One video, however, massively outperformed the rest. My piece on overcoming the “I don’t feel like it” mindset garnered over 78,000 views, dwarfing the others. Here’s the critical point: I would never have made that specific video if I hadn’t first committed to making all the others. The process of creating the average and poor-performing videos was essential; it was the work that led me to the hit. Each creation is a step, a lesson, and a chance.
Overcoming the Psychological Barriers to Prolific Creation
If the solution is as simple as “create more,” why don’t more people do it? The answer lies in powerful psychological barriers that prioritize quality over quantity in a way that stifles action.
The Trap of Perfectionism
Perfectionism is the greatest enemy of volume. It’s the voice that tells you not to start until you have the perfect idea, and not to publish until your work is flawless. This mindset creates an impossibly high bar for every single creation, leading to analysis paralysis and creative burnout. The Equal Odds Rule is the perfect antidote. It gives you permission to be average, to experiment, and even to fail, because it reframes those outcomes as necessary steps on the path to success.
The Fear of Judgment
Publishing work consistently means exposing yourself to criticism and, perhaps worse, indifference. The fear that your “average” work will be judged harshly can be paralyzing. However, prolific creation builds a different kind of resilience. When you produce a high volume of work, your identity is no longer tied to the success or failure of a single piece. You learn to see feedback as data, not as a verdict on your talent. The focus shifts from external validation to the internal satisfaction of the process.
Actionable Strategies to Increase Your Creative Output
Embracing the Equal Odds Rule requires shifting your mindset from that of a “genius” to that of a “craftsperson”—one who shows up, does the work, and trusts the process. Here are practical ways to make that shift.
1. Stick to a Schedule, Not a Feeling
Inspiration is fleeting, but a schedule is reliable. The most productive creators don’t wait until they “feel like it.” They build a routine and stick to it. This removes the daily decision-making fatigue of “what should I work on?” or “should I work today?” Your job isn’t to create a masterpiece every day; your job is simply to show up at the scheduled time. This consistency is what builds momentum and leads to a large body of work.
2. Lower the Stakes for Each Creation
When you plan to create hundreds of things, the pressure on any single one diminishes. Give yourself permission to create a “shitty first draft,” as author Anne Lamott advises. Set a goal to ship a project, not to make it perfect. One practical method is the “two-minute rule”: commit to starting a task for just two minutes. This small entry point can often overcome the initial inertia and lead to longer, more productive sessions.
3. Focus on Process, Not Outcomes
Measure your success by your adherence to the process, not by the reception of the outcome. Did you write your 500 words today? Did you record your video this week? Did you sketch in your notebook? These are the metrics that you can control.
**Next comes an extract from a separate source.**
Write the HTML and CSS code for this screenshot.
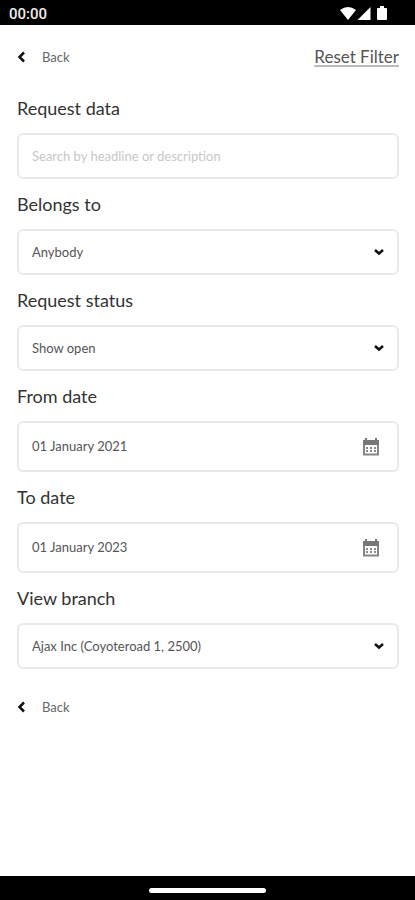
FILE: index.html
```html
<!DOCTYPE html>
<html lang="en">
<head>
<meta charset="utf-8">
<meta name="viewport" content="width=device-width, initial-scale=1">
<title>Request filter</title>
<link rel="stylesheet" href="styles.css">
</head>
<body>
<header class="status-bar">
  <span>00:00</span>
  <svg class="status-icons" viewBox="0 0 48 16" aria-hidden="true">
    <path d="M0 4Q8-2 16 4L8 14Z"/>
    <path d="M17.500 14L30.500 1V14Z"/>
    <path d="M40 0h4v2h2q1 0 1 1v10q0 1-1 1h-8q-1 0-1-1V3q0-1 1-1h2Z"/>
  </svg>
</header>
<main class="page">
  <nav class="top-nav">
    <a class="back" href="#"><svg class="chevron-left" viewBox="0 0 8 12" aria-hidden="true"><path d="M7 1.500L2.500 6l4.500 4.500"/></svg>Back</a>
    <a class="reset" href="#">Reset Filter</a>
  </nav>
  <form class="filters">
    <div class="field">
      <label for="query">Request data</label>
      <input class="control" id="query" type="text" placeholder="Search by headline or description">
    </div>
    <div class="field">
      <label for="owner">Belongs to</label>
      <div class="control-wrap">
        <select class="control" id="owner"><option>Anybody</option></select>
        <svg class="chevron-down" viewBox="0 0 10 8" aria-hidden="true"><path d="M1 2l4 3.500 4-3.500"/></svg>
      </div>
    </div>
    <div class="field">
      <label for="status">Request status</label>
      <div class="control-wrap">
        <select class="control" id="status"><option>Show open</option></select>
        <svg class="chevron-down" viewBox="0 0 10 8" aria-hidden="true"><path d="M1 2l4 3.500 4-3.500"/></svg>
      </div>
    </div>
    <div class="field">
      <label for="from">From date</label>
      <div class="control-wrap">
        <input class="control date" id="from" type="text" value="01 January 2021">
        <button class="calendar" type="button" aria-label="Choose from date">
          <svg viewBox="0 0 18 18" aria-hidden="true"><path class="frame" d="M2 3h14v13.500H2Z"/><path class="head" d="M1 2h2V0h2v2h8V0h2v2h2v5H1Z"/><path class="days" d="M4 10h10M4 13h10"/></svg>
        </button>
      </div>
    </div>
    <div class="field">
      <label for="to">To date</label>
      <div class="control-wrap">
        <input class="control date" id="to" type="text" value="01 January 2023">
        <button class="calendar" type="button" aria-label="Choose to date">
          <svg viewBox="0 0 18 18" aria-hidden="true"><path class="frame" d="M2 3h14v13.500H2Z"/><path class="head" d="M1 2h2V0h2v2h8V0h2v2h2v5H1Z"/><path class="days" d="M4 10h10M4 13h10"/></svg>
        </button>
      </div>
    </div>
    <div class="field">
      <label for="branch">View branch</label>
      <div class="control-wrap">
        <select class="control" id="branch"><option>Ajax Inc (Coyoteroad 1, 2500)</option></select>
        <svg class="chevron-down" viewBox="0 0 10 8" aria-hidden="true"><path d="M1 2l4 3.500 4-3.500"/></svg>
      </div>
    </div>
  </form>
  <nav class="bottom-nav">
    <a class="back" href="#"><svg class="chevron-left" viewBox="0 0 8 12" aria-hidden="true"><path d="M7 1.500L2.500 6l4.500 4.500"/></svg>Back</a>
  </nav>
</main>
<footer class="home-bar"><div class="home-handle"></div></footer>
</body>
</html>
```

FILE: styles.css
```css
* {
  box-sizing: border-box;
}

body {
  margin: 0;
  min-height: 100vh;
  display: flex;
  flex-direction: column;
  background: #fff;
  color: #333;
  font-family: Lato, "Liberation Sans", sans-serif;
}

.status-bar {
  display: flex;
  align-items: center;
  justify-content: space-between;
  padding: 2px 27px 0 9px;
  height: 25px;
  background: #000;
  color: #eee;
  font: 500 15px/20px Roboto, sans-serif;
}

.status-icons {
  width: 48px;
  height: 16px;
  fill: #fff;
}

.page {
  flex: 1;
  padding: 0 16px 0 17px;
}

.top-nav {
  display: flex;
  align-items: center;
  justify-content: space-between;
  padding: 20px 0 14px;
}

.back {
  display: inline-flex;
  align-items: center;
  gap: 17px;
  color: #666;
  font-size: 13px;
  line-height: 24px;
  text-decoration: none;
}

.reset {
  color: #555;
  font-size: 17px;
  line-height: 24px;
  text-decoration-color: #bbb;
  text-decoration-thickness: 2px;
  text-underline-offset: 2px;
}

.chevron-left {
  width: 8px;
  height: 12px;
  fill: none;
  stroke: #111;
  stroke-width: 2.5;
}

.field {
  display: flex;
  flex-direction: column;
  gap: 13px;
  padding-top: 13px;
}

.field label {
  color: #333;
  font-size: 18px;
  line-height: 24px;
}

.control-wrap {
  display: grid;
  align-items: center;
}

.control-wrap > * {
  grid-area: 1 / 1;
}

.control {
  width: 100%;
  height: 46px;
  margin: 0;
  padding: 0 14px 1px 13px;
  border: 2px solid #e9e9e9;
  border-radius: 6px;
  background: #fff;
  color: #555;
  font: 13px/20px Lato, "Liberation Sans", sans-serif;
  appearance: none;
}

.control::placeholder {
  color: #c8c8c8;
  opacity: 1;
}

.date {
  height: 51px;
}

.chevron-down {
  justify-self: end;
  width: 10px;
  height: 8px;
  margin-right: 15px;
  fill: none;
  stroke: #111;
  stroke-width: 2.5;
  pointer-events: none;
}

.calendar {
  justify-self: end;
  display: flex;
  margin: 0 19px 0 0;
  padding: 0;
  border: 0;
  background: none;
}

.calendar svg {
  width: 18px;
  height: 18px;
}

.frame {
  fill: #fff;
  stroke: #858585;
  stroke-width: 2;
}

.head {
  fill: #777;
}

.days {
  fill: none;
  stroke: #888;
  stroke-width: 2;
  stroke-dasharray: 2;
}

.bottom-nav {
  display: flex;
  padding: 26px 0;
}

.home-bar {
  display: flex;
  align-items: center;
  justify-content: center;
  height: 24px;
  padding-top: 4px;
  background: #000;
}

.home-handle {
  width: 28%;
  height: 5px;
  border-radius: 3px;
  background: #fff;
}
```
By celebrating your consistency, you build the habits that will eventually produce the “golden eggs.” The views, sales, and accolades are lagging indicators of the work you’ve already put in.
4. Build a System for Your Creativity
Reduce the friction involved in starting. Create templates for your projects, organize your tools, and establish a clear workflow. Whether it’s a blog post outline, a video production checklist, or a pre-organized palette, systems save mental energy. This allows you to dedicate your creative power to the work itself, rather than wasting it on repetitive setup tasks.
Your Path to a Golden Egg
The journey to creating work you’re proud of—work that succeeds on a grand scale—is a marathon of small, consistent steps, not a single, heroic leap. The Equal Odds Rule demystifies success by revealing it as a game of probability. Your greatest leverage is not in trying to perfect a single attempt, but in increasing your number of attempts.
So, stop waiting for the perfect idea. Release yourself from the burden of perfection. Embrace the process, commit to a schedule, and start creating. Lay your regular eggs, and trust that with enough volume, the golden ones are not just possible—they are inevitable.